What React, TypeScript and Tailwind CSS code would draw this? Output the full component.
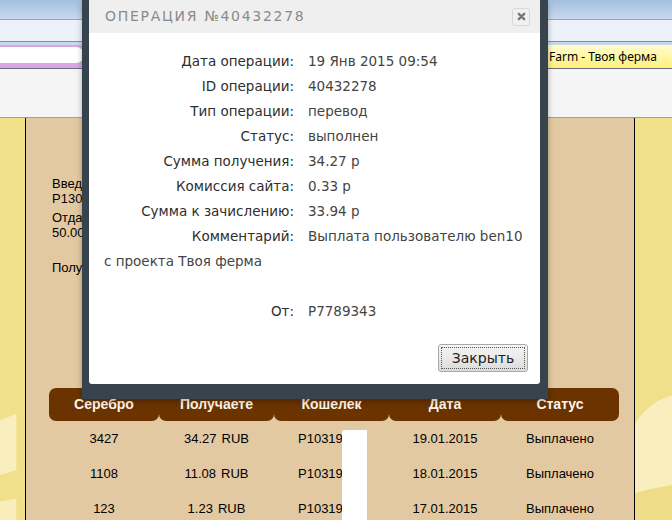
const details = [
  { label: "Дата операции:", value: "19 Янв 2015 09:54" },
  { label: "ID операции:", value: "40432278" },
  { label: "Тип операции:", value: "перевод" },
  { label: "Статус:", value: "выполнен" },
  { label: "Сумма получения:", value: "34.27 р" },
  { label: "Комиссия сайта:", value: "0.33 р" },
  { label: "Сумма к зачислению:", value: "33.94 р" },
  { label: "Комментарий:", value: "Выплата пользователю ben10" },
];

const payouts = [
  { silver: "3427", amount: "34.27", date: "19.01.2015" },
  { silver: "1108", amount: "11.08", date: "18.01.2015" },
  { silver: "123", amount: "1.23", date: "17.01.2015" },
];

const headers = ["Серебро", "Получаете", "Кошелек", "Дата", "Статус"];

function SideWaves({ right }: { right?: boolean }) {
  return (
    <svg className="absolute inset-0 w-full h-full" preserveAspectRatio="none" viewBox="0 0 40 400">
      {right ? (
        <>
          <path d="M0 300 C 10 285, 25 275, 40 272 L40 360 C 25 362, 10 365, 0 368 Z" fill="#f9efbe" />
          <path d="M0 368 C 10 365, 25 362, 40 360 L40 400 L0 400 Z" fill="#eedc88" />
        </>
      ) : (
        <>
          <path d="M0 296 C 10 294, 20 292, 26 290 L26 345 C 20 346, 10 348, 0 350 Z" fill="#f9efbe" />
          <path d="M0 376 C 10 375, 20 374, 26 373 L26 400 L0 400 Z" fill="#f8eebc" />
        </>
      )}
    </svg>
  );
}

export default function App() {
  return (
    <div className="relative w-[672px] h-[520px] overflow-hidden flex flex-col bg-[#f5f5f5] font-['DejaVu_Sans',sans-serif]">
      {/* browser chrome behind the page */}
      <div className="h-[20px] shrink-0 bg-linear-to-b from-[#a4bfe0] to-[#c8d9ef] border-b border-[#8ea4c0]" />
      <div className="h-[22px] shrink-0 bg-[#edf2fa] border-b border-[#7d8ea6]" />
      <div className="h-[3px] shrink-0 bg-[#c9d9ec]" />
      <div className="h-[24px] shrink-0 flex border-b border-[#6e6a80]">
        <div className="relative w-[548px] bg-[#dba6df]">
          <div className="absolute left-0 top-[2px] w-[84px] h-[16px] bg-white rounded-r-[8px]" />
        </div>
        <div className="flex-1 flex items-center pl-px bg-linear-to-b from-[#fffccc] to-[#fff07a] text-[12px] text-black font-['Noto_Sans',sans-serif]">
          Farm - Твоя ферма
        </div>
      </div>
      <div className="h-[49px] shrink-0 bg-[#f5f5f5] border-b border-[#a0a0a0]" />

      {/* page */}
      <div className="flex flex-1">
        <div className="relative w-[26px] bg-[#f1e08a] border-r border-black">
          <SideWaves />
        </div>
        <div className="w-[608px] bg-[#e3c9a1] pl-[23px] pr-[14px] font-['Liberation_Sans',sans-serif] text-black">
          <div className="pl-[3px] pt-[58px] text-[13px] leading-[15px]">
            <p>Введите кошелек Payeer:</p>
            <p>P1303196</p>
            <p className="mt-[4px]">Отдать серебро:</p>
            <p>50.00</p>
            <p className="mt-[20px]">Получите на кошелек</p>
          </div>
          <div className="relative mt-[113px] w-[570px]">
            <div className="grid grid-cols-[110px_115px_115px_112px_118px]">
              {headers.map((h, i) => (
                <div
                  key={h}
                  className={`h-[33px] flex items-center justify-center bg-[#6b3300] text-[#fdf6ea] text-[14px] font-bold rounded-b-[7px] ${
                    i === 0 ? "rounded-tl-[7px]" : ""
                  } ${i === headers.length - 1 ? "rounded-tr-[7px]" : ""}`}
                >
                  {h}
                </div>
              ))}
              {payouts.map((p) => (
                <div key={p.date} className="contents text-[13px]">
                  <div className="h-[35px] flex items-center justify-center">{p.silver}</div>
                  <div className="h-[35px] flex items-center justify-center gap-[5px]">
                    <span>{p.amount}</span>
                    <span>RUB</span>
                  </div>
                  <div className="h-[35px] flex items-center pl-[24px]">P103196</div>
                  <div className="h-[35px] flex items-center justify-center">{p.date}</div>
                  <div className="h-[35px] flex items-center justify-center">Выплачено</div>
                </div>
              ))}
            </div>
            {/* painted-over wallet numbers */}
            <div className="absolute left-[293px] top-[42px] w-[25px] h-[100px] bg-white rounded-tl-[3px]" />
          </div>
        </div>
        <div className="relative flex-1 bg-[#f1e08a] border-l border-black">
          <SideWaves right />
        </div>
      </div>

      {/* modal */}
      <div className="absolute left-[82px] top-0 w-[466px] h-[399px] bg-[#37444e] pl-[7px] pr-[8px] pb-[15px] shadow-[0_2px_6px_rgba(0,0,0,0.3)]">
        <div className="h-full bg-white rounded-b-[3px] flex flex-col text-[13.5px]">
          <div className="h-[33px] shrink-0 bg-[#efefef] flex items-center justify-between pl-[16px] pr-[10px]">
            <span className="text-[14px] tracking-[1.7px] text-[#8a8a8a]">ОПЕРАЦИЯ №40432278</span>
            <button className="w-[18px] h-[18px] flex items-center justify-center rounded-[3px] border border-[#d8d8d8] bg-[#f0f0f0]">
              <svg width="9" height="9" viewBox="0 0 10 10">
                <path d="M2 2 L8 8 M8 2 L2 8" stroke="#777" strokeWidth="2.6" strokeLinecap="round" />
              </svg>
            </button>
          </div>
          <div className="pt-[16px] flex flex-col">
            {details.map((d) => (
              <div key={d.label} className="grid grid-cols-[205px_1fr] gap-x-[14px] h-[25px] items-center">
                <span className="text-right text-[#2e2e2e]">{d.label}</span>
                <span className="text-[#444]">{d.value}</span>
              </div>
            ))}
            <div className="h-[25px] flex items-center pl-[15px] text-[#444]">с проекта Твоя ферма</div>
            <div className="h-[25px]" />
            <div className="grid grid-cols-[205px_1fr] gap-x-[14px] h-[25px] items-center">
              <span className="text-right text-[#2e2e2e]">От:</span>
              <span className="text-[#444]">P7789343</span>
            </div>
            <div className="flex justify-end pr-[12px] mt-[20px]">
              <button className="w-[90px] h-[28px] rounded-[3px] border border-[#a8a8a8] bg-linear-to-b from-[#f6f6f6] to-[#dcdcdc] p-[2px]">
                <span className="flex h-full items-center justify-center border border-dotted border-[#555] text-[14px] text-[#222]">
                  Закрыть
                </span>
              </button>
            </div>
          </div>
        </div>
      </div>
    </div>
  );
}
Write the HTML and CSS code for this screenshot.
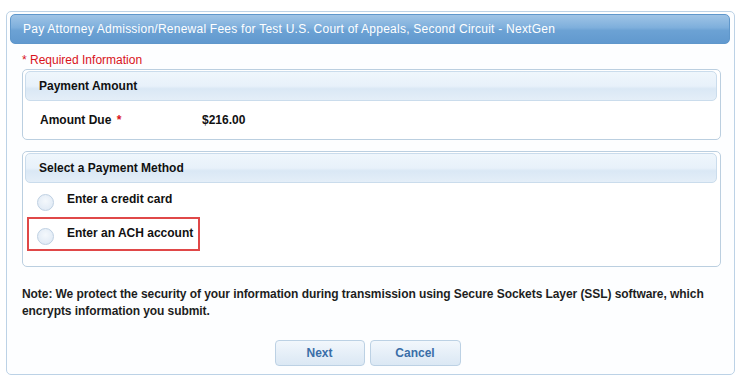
FILE: index.html
```html
<!DOCTYPE html>
<html>
<head>
<meta charset="utf-8">
<link rel="stylesheet" href="styles.css">
</head>
<body>
<div class="panel">
  <div class="panel-title">Pay Attorney Admission/Renewal Fees for Test U.S. Court of Appeals, Second Circuit - NextGen</div>
  <div class="content">
    <div class="required">* Required Information</div>
    <div class="box box-amount">
      <div class="box-head">Payment Amount</div>
      <div class="amount-row">
        <span class="label">Amount Due <span class="star">*</span></span>
        <span class="value">$216.00</span>
      </div>
    </div>
    <div class="box box-method">
      <div class="box-head">Select a Payment Method</div>
      <div class="option opt-card">
        <span class="radio"></span><span class="opt-text">Enter a credit card</span>
      </div>
      <div class="option opt-ach">
        <span class="radio"></span><span class="opt-text">Enter an ACH account</span>
      </div>
    </div>
    <p class="note">Note: We protect the security of your information during transmission using Secure Sockets Layer (SSL) software, which encrypts information you submit.</p>
    <div class="buttons">
      <button class="btn btn-next">Next</button>
      <button class="btn btn-cancel">Cancel</button>
    </div>
  </div>
</div>
</body>
</html>
```

FILE: styles.css
```css
html, body {
  margin: 0;
  padding: 0;
  background: #ffffff;
}
body {
  font-family: "Liberation Sans", Arial, sans-serif;
  font-size: 12px;
  color: #1e1e1e;
}
.panel {
  margin: 11px 0 0 6px;
  width: 729px;
  height: 364px;
  box-sizing: border-box;
  border: 1px solid #bcd2e6;
  border-radius: 5px;
  background: #fdfeff;
}
.panel-title {
  margin: 2px 4px 0 3px;
  height: 30px;
  box-sizing: border-box;
  border: 1px solid #5f97cb;
  border-radius: 5px;
  background: linear-gradient(to bottom, #9fc4e6 0%, #7eafdc 45%, #6ca2d4 55%, #6199cf 100%);
  color: #ffffff;
  padding-left: 12px;
  line-height: 28px;
  font-size: 12px;
  letter-spacing: 0.24px;
}
.content {
  padding: 0 13px 0 15px;
}
.required {
  margin-top: 9px;
  color: #d9131b;
  line-height: 14px;
  height: 14px;
}
.box {
  margin-top: 2px;
  height: 71px;
  box-sizing: border-box;
  border: 1px solid #bbcfe0;
  border-radius: 5px;
  background: #ffffff;
}
.box-method {
  margin-top: 11px;
  height: 116px;
}
.box-head {
  margin: 1px 3px 0 2px;
  height: 30px;
  box-sizing: border-box;
  border: 1px solid #cadcec;
  border-radius: 5px;
  background: linear-gradient(to bottom, #eff6fc 0%, #e8f1fa 50%, #dae8f5 60%, #e4eef8 100%);
  padding-left: 13px;
  line-height: 28px;
  font-weight: bold;
  color: #111111;
}
.amount-row {
  display: flex;
  margin-top: 12px;
  padding-left: 17px;
  line-height: 14px;
  font-weight: bold;
  color: #111111;
}
.amount-row .label {
  width: 162px;
}
.star {
  color: #d9131b;
  margin-left: 2px;
}
.option {
  display: flex;
  align-items: center;
  font-weight: bold;
  color: #111111;
}
.opt-card {
  margin-top: 3px;
  height: 28px;
  margin-left: 14px;
}
.opt-ach {
  margin-top: 3px;
  margin-left: 4px;
  width: 173px;
  height: 34px;
  box-sizing: border-box;
  border: 2px solid #e04848;
  padding-left: 8px;
}
.radio {
  width: 17px;
  height: 17px;
  box-sizing: border-box;
  border-radius: 50%;
  border: 1px solid #bed0e2;
  background: radial-gradient(circle at 50% 40%, #f4f8fc 0%, #e3ecf6 70%, #d7e4f2 100%);
  margin-right: 13px;
  flex: none;
}
.opt-card .radio {
  margin-top: 4px;
}
.opt-ach .radio {
  margin-top: 4px;
}
.opt-text {
  margin-top: -2px;
}
.note {
  margin: 19px 0 0 0;
  line-height: 17px;
  font-weight: bold;
  color: #1e1e1e;
  letter-spacing: -0.07px;
}
.buttons {
  display: flex;
  justify-content: center;
  gap: 5px;
  margin-top: 20px;
  padding-right: 8px;
}
.btn {
  height: 26px;
  box-sizing: border-box;
  border: 1px solid #bcd1e4;
  border-radius: 4px;
  background: linear-gradient(to bottom, #f2f7fc 0%, #e6eff8 50%, #dbe8f4 100%);
  color: #3a6ea8;
  font-family: "Liberation Sans", Arial, sans-serif;
  font-size: 12px;
  font-weight: bold;
  padding: 0;
}
.btn-next {
  width: 90px;
}
.btn-cancel {
  width: 91px;
}
```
----------------------------------------
*What the exercise asks*: Looking at the material above, count the lines that hold "this" and give the total alone.

*Completed task*: 2